I use batteries, a 120vac generator, and a 12vdc generator, all depending on the conditions I'm going to be dealing with. There are advantages and disadvantages to every option as has been posted.

Ray_WA's post is absolutely 100% correct. You need to determine how many watts you're going to need to be able to supply at any given time. Then you will need to figure out how long you will need to supply that power. That will arm you with an amp-hour figure necessary to calculate your power needs. I think it will be surprising to you. A difficult lesson I learned a long time ago and I think many others on this site have learned is about energy conservation.

It's trendy to be green currently, but it's a whole different ball game when you NEED to be because of practical limitations. It certainly will get you thinking about alternatives. Point and case might be something as simple as coffee. Electric drip coffeemakers are a staple in most households and can be had for under $10 but on the road they aren't such a great, cheap option. Those suckers draw some serious wattage! You might soon find that a tea kettle on the propane fired stove using either freezedried coffee or a french press will be quicker and less taxing from an energy standpoint. You might even get a taste for iced or lukewarm coffee.

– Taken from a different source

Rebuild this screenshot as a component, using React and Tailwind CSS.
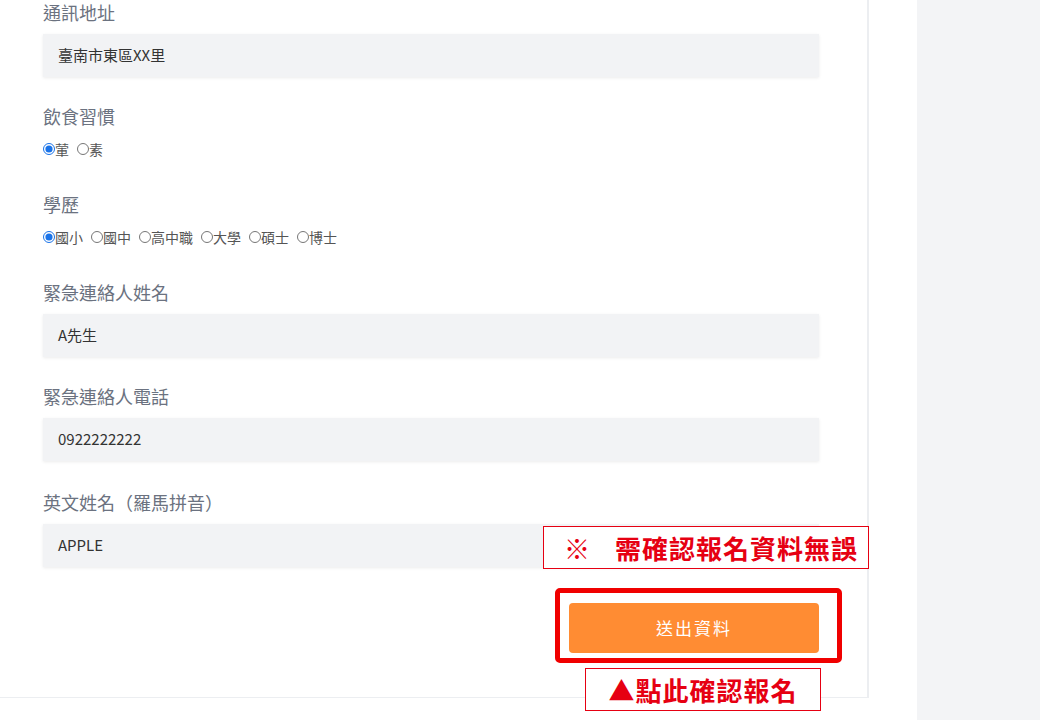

I don't mean to scare you. It's just a reality we all must face. I don't think what you're proposing is anything extreme. Heck, it pretty much describes my energy uses. If I was just running my lights (all fluorescent for reduced power usage ), my TV, my PS2, and my little surround sound system I think I could go for 2-3 days on battery power alone. But I also like to keep my food from spoiling which means a power hungry fridge.

Calculating the load you want to support can be a daunting task. If you were to give us more information about length of stays, exactly what you want to operate, etc (essentially your vision for the bus) then I think we can better help you estimate what you need.